Fondi Ue, subito 20 miliardi per le spese già fatte.“Freno d'emergenza” in casi eccezionali

Mercoledì 22 Luglio 2020 di Luca Cifoni
Fondi retroattivi da febbraio per le spese. “Freno d'emergenza” in casi eccezionali

 Il lunghissimo Consiglio europeo ha partorito un compromesso che concede qualcosa a tutti ma salva l'impianto voluto dalla commissione e prima ancora dall'asse Merkel-Macron; e con esso il principio quasi rivoluzionario per cui l'Unione, emettendo una forma di debito comune, si fa carico dei Paesi maggiormente in difficoltà a partire da Italia e Spagna. Dunque l'ammontare complessivo del Fondo resta a quota 750 miliardi, ma la componente di contributi a fondo perduto scende a 390, con altri 360 miliardi destinati invece a finanziamenti a tassi comunque minimi, da restituire entro il 2058. È anche vero però che il grosso delle sovvenzioni (312,5 miliardi) si concentra nel principale strumento del piano, quel Dispositivo per la ripresa e la resilienza che assegna le risorse ai progetti degli Stati. Questa scelta però ha l'effetto collaterale meno positivo di definanziare altri programmi innovativi gestiti a livello europeo, come Orizzonte Europa per la ricerca, il programma sanitario europeo e il fondo per la transizione ecologica di cui dovrebbe beneficiare anche l'Ilva di Taranto.

LE QUOTE
L'Italia vede aumentare la propria parte rispetto alla bozza della commissione: mantiene sostanzialmente gli 82 miliardi di contributi a fondo perduto, mentre la quota di prestiti lievita di circa 36 miliardi a quota 127: in tutto 209 miliardi.

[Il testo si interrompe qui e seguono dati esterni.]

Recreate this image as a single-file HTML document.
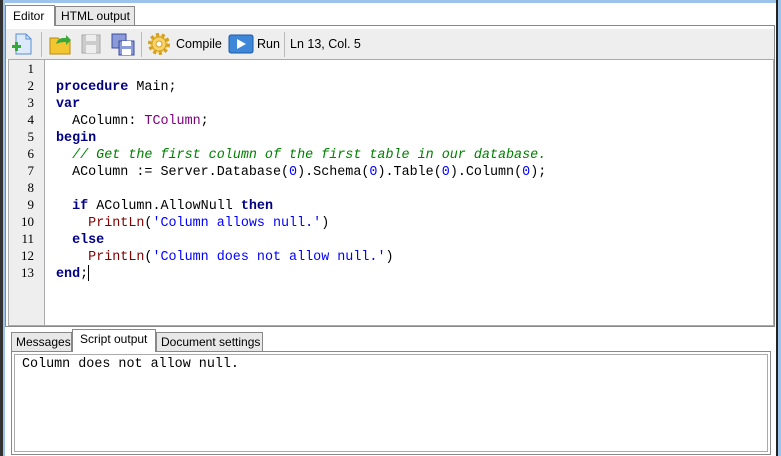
<!DOCTYPE html>
<html><head><style>
*{margin:0;padding:0;box-sizing:border-box}
body{width:781px;height:456px;background:#fff;position:relative;overflow:hidden;font-family:"Liberation Sans","DejaVu Sans",sans-serif;font-size:12px;color:#000}
.abs{position:absolute}
.code{font-family:"Liberation Mono","Courier New",monospace;font-size:13.4px;white-space:pre}
.k{color:#000080;font-weight:bold}
.t{color:#800080}
.c{color:#008000;font-style:italic}
.n{color:#0000ff}
.s{color:#0000ff}
.f{color:#800000}
.ln{position:absolute;left:8px;width:26px;text-align:right;font-family:"Liberation Serif",serif;font-size:13px}
.tab{position:absolute;border:1px solid #888;border-bottom:none;font-size:12px;padding-left:5px;line-height:18px;white-space:nowrap}
</style></head><body>
<div class="abs" style="left:0;top:0;width:781px;height:3px;background:#9cc3ea"></div>
<div class="abs" style="left:0;top:0;width:3px;height:456px;background:#333"></div>
<div class="abs" style="left:3px;top:0;width:2px;height:456px;background:#9cc3ea"></div>
<div class="abs" style="left:776px;top:0;width:2px;height:456px;background:#222"></div>
<div class="abs" style="left:778px;top:0;width:3px;height:456px;background:#9cc3ea"></div>

<div class="tab" style="left:5px;top:5px;width:50px;height:21px;background:#fff;z-index:2;padding-left:7px;line-height:20px">Editor</div>
<div class="tab" style="left:55px;top:6px;width:80px;height:19px;background:#e8e8e8">HTML output</div>
<div class="abs" style="left:5px;top:25px;width:770px;height:302px;border:1px solid #888"></div>
<div class="abs" style="left:6px;top:29px;width:768px;height:30px;background:#eee"></div>
<svg class="abs" style="left:10px;top:32px" width="25" height="24"><path d="M6 2h10l5 5v15H6z" fill="#dbe9fb" stroke="#5b8fd0"/><path d="M16 2v5h5" fill="none" stroke="#5b8fd0"/><rect x="2" y="13" width="9" height="3" fill="#3a3"/><rect x="5" y="10" width="3" height="9" fill="#3a3"/></svg>
<div class="abs" style="left:41px;top:32px;width:1px;height:25px;background:#bbb"></div>
<svg class="abs" style="left:48px;top:32px" width="26" height="24"><path d="M2 6h8l2 2h10v14H2z" fill="#f3c530" stroke="#b58a10"/><path d="M8 12q2-7 10-6v-3l5 5-5 5v-3q-6 0-10 2z" fill="#3aa83a"/></svg>
<svg class="abs" style="left:80px;top:33px" width="22" height="22"><rect x="2" y="2" width="18" height="18" fill="#ccc" stroke="#aaa"/><rect x="6" y="2" width="10" height="6" fill="#eee"/><rect x="6" y="12" width="10" height="8" fill="#eee"/></svg>
<svg class="abs" style="left:110px;top:32px" width="26" height="24"><rect x="2" y="2" width="14" height="14" fill="#8a9bd8" stroke="#3a4aa0"/><rect x="9" y="9" width="15" height="14" fill="#8a9bd8" stroke="#3a4aa0"/><rect x="12" y="9" width="9" height="5" fill="#fff"/><rect x="12" y="17" width="9" height="6" fill="#fff"/></svg>
<div class="abs" style="left:141px;top:32px;width:1px;height:25px;background:#bbb"></div>
<svg class="abs" style="left:147px;top:32px" width="24" height="24"><circle cx="12" cy="12" r="9" fill="#f7d36a" stroke="#d4a020" stroke-width="4" stroke-dasharray="3 2.6"/><circle cx="12" cy="12" r="7" fill="#f7d36a" stroke="#d4a020"/><circle cx="12" cy="12" r="3" fill="#fff" stroke="#d4a020"/></svg>
<div class="abs" style="left:176px;top:37px;font-size:12.5px">Compile</div>
<svg class="abs" style="left:228px;top:34px" width="26" height="20"><rect x="1" y="1" width="24" height="18" rx="2" fill="#3d86d8" stroke="#1c5aa8"/><path d="M9 5l9 5-9 5z" fill="#fff"/></svg>
<div class="abs" style="left:257px;top:37px;font-size:12.5px">Run</div>
<div class="abs" style="left:284px;top:32px;width:1px;height:25px;background:#bbb"></div>
<div class="abs" style="left:290px;top:37px;font-size:12.5px">Ln 13, Col. 5</div>

<div class="abs" style="left:8px;top:59px;width:766px;height:267px;border:1px solid #aaa;background:#fff"></div>
<div class="abs" style="left:9px;top:60px;width:36px;height:265px;background:#eee;border-right:1px solid #aaa"></div>
<div class="ln" style="top:61px">1</div><div class="ln" style="top:78px">2</div><div class="ln" style="top:95px">3</div><div class="ln" style="top:112px">4</div><div class="ln" style="top:129px">5</div><div class="ln" style="top:146px">6</div><div class="ln" style="top:163px">7</div><div class="ln" style="top:180px">8</div><div class="ln" style="top:197px">9</div><div class="ln" style="top:214px">10</div><div class="ln" style="top:231px">11</div><div class="ln" style="top:248px">12</div><div class="ln" style="top:265px">13</div>
<div class="abs code" style="left:56px;top:62px;line-height:17px">
<span class="k">procedure</span> Main;
<span class="k">var</span>
  AColumn: <span class="t">TColumn</span>;
<span class="k">begin</span>
  <span class="c">// Get the first column of the first table in our database.</span>
  AColumn := Server.Database(<span class="n">0</span>).Schema(<span class="n">0</span>).Table(<span class="n">0</span>).Column(<span class="n">0</span>);

  <span class="k">if</span> AColumn.AllowNull <span class="k">then</span>
    <span class="f">PrintLn</span>(<span class="s">'Column allows null.'</span>)
  <span class="k">else</span>
    <span class="f">PrintLn</span>(<span class="s">'Column does not allow null.'</span>)
<span class="k">end</span>;</div>
<div class="abs" style="left:88px;top:265px;width:1px;height:16px;background:#000"></div>

<div class="tab" style="left:11px;top:332px;width:61px;height:19px;background:#e8e8e8;padding-left:4px">Messages</div>
<div class="tab" style="left:72px;top:329px;width:84px;height:23px;background:#fff;z-index:2;padding-left:7px">Script output</div>
<div class="tab" style="left:156px;top:332px;width:107px;height:19px;background:#e8e8e8;padding-left:4px">Document settings</div>
<div class="abs" style="left:11px;top:351px;width:760px;height:104px;border:1px solid #888"></div>
<div class="abs" style="left:14px;top:354px;width:754px;height:98px;border:1px solid #aaa"></div>
<div class="abs code" style="left:22px;top:357px;font-size:13.4px">Column does not allow null.</div>
</body></html>
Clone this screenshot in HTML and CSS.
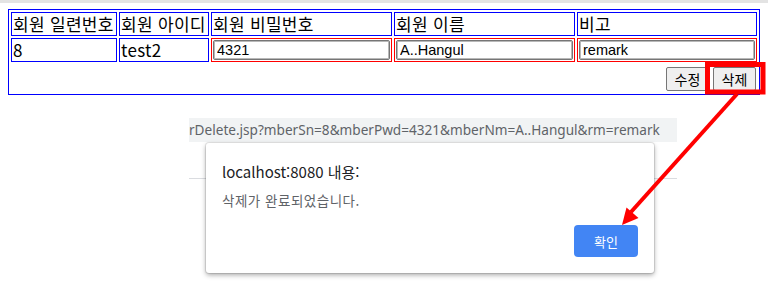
FILE: index.html
```html
<!doctype html>
<html lang="ko">
  <head>
    <meta charset="utf-8">
    <meta name="viewport" content="width=device-width, initial-scale=1" />
    <title>회원 삭제</title>
    <link rel="stylesheet" href="styles.css">
  </head>
  <body>
    <div class="topbar"></div>
    <div class="page">
      <form>
        <table class="member">
          <colgroup>
            <col class="c-sn">
            <col class="c-id">
            <col class="c-pwd">
            <col class="c-nm">
            <col>
          </colgroup>
          <tr>
            <td>회원 일련번호</td>
            <td>회원 아이디</td>
            <td>회원 비밀번호</td>
            <td>회원 이름</td>
            <td>비고</td>
          </tr>
          <tr>
            <td>8</td>
            <td>test2</td>
            <td class="edit"><input type="text" name="mberPwd" value="4321"></td>
            <td class="edit"><input type="text" name="mberNm" value="A..Hangul"></td>
            <td class="edit"><input type="text" name="rm" value="remark"></td>
          </tr>
          <tr>
            <td colspan="5" class="actions">
              <div class="btns">
                <button type="button">수정</button>
                <button type="button">삭제</button>
              </div>
            </td>
          </tr>
        </table>
      </form>

      <div class="browser">
        <div class="urlbar">rDelete.jsp?mberSn=8&amp;mberPwd=4321&amp;mberNm=A..Hangul&amp;rm=remark</div>
        <div class="under"></div>

        <div class="alert">
          <div class="alert-title">localhost:8080 내용:</div>
          <div class="alert-msg">삭제가 완료되었습니다.</div>
          <div class="alert-buttons">
            <button type="button" class="ok">확인</button>
          </div>
        </div>
      </div>
    </div>

    <!-- annotation: box around the delete button, arrow to the OK button -->
    <svg class="marks" width="768" height="299" viewBox="0 0 768 299">
      <rect x="707.5" y="64.5" width="55.5" height="27.5" fill="none" stroke="#ff0000" stroke-width="5"/>
      <line x1="737" y1="94" x2="631" y2="212" stroke="#ff0000" stroke-width="4"/>
      <polygon points="622,225 638.5,218 626.5,207.5" fill="#ff0000"/>
    </svg>
  </body>
</html>
```

FILE: styles.css
```css
*, *::before, *::after {
    box-sizing: border-box;
}

html,
body {
    margin: 0;
    min-height: 299px;
}

body {
    background: #fff;
    font-family: "Noto Sans CJK KR", "Noto Sans", sans-serif;
    color: #000;
}

.topbar {
    height: 3px;
    background: #e3e3e3;
}

.page {
    padding: 6px 8px 0;
}

/* member table */
.member {
    width: 752px;
    table-layout: fixed;
    border: 1px solid #0000ff;
    border-spacing: 2px;
}

.c-sn { width: 106px; }
.c-id { width: 90px; }
.c-pwd { width: 181px; }
.c-nm { width: 181px; }

.member td {
    border: 1px solid #0000ff;
    padding: 1px;
    height: 24px;
    font-size: 17px;
    line-height: 20px;
    letter-spacing: 0.3px;
    white-space: nowrap;
    overflow: hidden;
}

.member td.edit {
    border-color: #ff0000;
}

.member input {
    display: block;
    width: 100%;
    height: 20px;
    margin: 0;
    padding: 0 3px;
    border: 1px solid #767676;
    box-shadow: inset 0 0 0 1px #b8b8b8;
    border-radius: 2px;
    font-family: "Liberation Sans", Arial, sans-serif;
    font-size: 14.5px;
    letter-spacing: 0;
    color: #000;
}

.member td.actions {
    border: none;
    height: 28px;
    padding: 2px 1px 1px;
    letter-spacing: 0;
}

.btns {
    display: flex;
    justify-content: flex-end;
    gap: 4px;
}

.btns button {
    width: 43px;
    height: 24px;
    margin: 0;
    padding: 0;
    background: #efefef;
    border: 1px solid #767676;
    border-radius: 2px;
    font-family: "Noto Sans CJK KR", sans-serif;
    font-size: 14px;
    line-height: 20px;
    color: #000;
}

/* browser alert */
.browser {
    position: relative;
    width: 488px;
    margin: 23px 0 0 181px;
}

.urlbar {
    height: 24px;
    background: #f1f3f4;
    color: #5f6368;
    font-family: "Noto Sans", sans-serif;
    font-size: 13.6px;
    line-height: 24px;
    white-space: nowrap;
    overflow: hidden;
}

.under {
    height: 37px;
    border-bottom: 1px solid #dadce0;
}

.alert {
    position: absolute;
    z-index: 1;
    top: 25px;
    left: 17px;
    width: 448px;
    height: 130px;
    padding: 20px 16px 16px;
    background: #fff;
    border-radius: 3px;
    box-shadow: 0 0 0 1px rgba(0, 0, 0, .09), 0 2px 5px rgba(0, 0, 0, .35);
}

.alert-title {
    font-size: 15px;
    line-height: 18px;
    color: #202124;
}

.alert-msg {
    margin-top: 11px;
    font-size: 13.5px;
    line-height: 16px;
    letter-spacing: 0.5px;
    color: #5f6368;
}

.alert-buttons {
    display: flex;
    justify-content: flex-end;
    margin-top: 17px;
}

.ok {
    width: 64px;
    height: 32px;
    border: none;
    border-radius: 4px;
    background: #4285f4;
    color: #fff;
    font-family: "Noto Sans CJK KR", sans-serif;
    font-size: 13px;
}

.marks {
    position: absolute;
    z-index: 2;
    top: 0;
    left: 0;
    pointer-events: none;
}
```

Si tratta della fetta di torta più abbondante; se si considera però che le risorse dovranno poi essere recuperate dal bilancio europeo, quindi anche con un aumento dei contributi di ogni Stato in base al proprio peso, sarà la Spagna ad avere il maggiore beneficio netto. Anche il nostro Paese però (considerando pure tutti gli aggiustamenti al bilancio pluriennale) riceverà dall'Unione più di quanto sarà chiamato a dare: e questo è un altro fatto storico. Una parte delle risorse verrà da una forma di tassazione comunque a livello europeo, il prelievo sulla plastica non riciclata che dovrebbe entrare in vigore dal 2021: un abbozzo di fiscalità comune che rappresenta un ulteriore fattore innovativo.
Quanto ai tempi, le sovvenzioni del Dispositivo per la ripresa e la resilienza (che come si diceva è il cuore dell'intero programma) verranno erogate per il 70 per cento nel biennio 2021-2022 e per il restante 30 per cento l'anno successivo. C'è però un meccanismo di prefinanziamento pari al 10 per cento, con la possibilità di utilizzare i fondi anche in modo retroattivo per le spese sostenute a partire dal febbraio di quest'anno: questa opzione in più è una piccola vittoria italiana.
La dibattutissima questione della governance, ovvero del controllo su ammissibilità dei piani di spesa ed erogazioni, è stata risolta con la soluzione creativa del freno di emergenza. Di fatto sarà la commissione a valutare i progetti, che poi riceveranno l'approvazione del Consiglio (e quindi dei governi) a maggioranza qualificata. Successivamente toccherà al comitato economico e finanziario (formato da funzionari nazionali, della Bce e della commissione) giudicare i target intermedi e finale. Uno o più Paesi potranno «eccezionalmente» eccepire qualcosa e in tal caso la questione sarà portata al Consiglio europeo, che in ogni caso deciderà in base al consenso. Dunque verosimilmente il freno sarà azionato in casi rari.
La contropartita per i Paesi frugali è un forte incremento dei loro rebates, gli sconti sul contributo al bilancio inventati ai tempi della Thatcher. Il gruppo di Visegrad con l'Ungheria in testa incassa invece una formulazione assolutamente blanda del principio per cui i fondi europei sono legati al rispetto dello stato di diritto. Poco più che una dichiarazione teorica.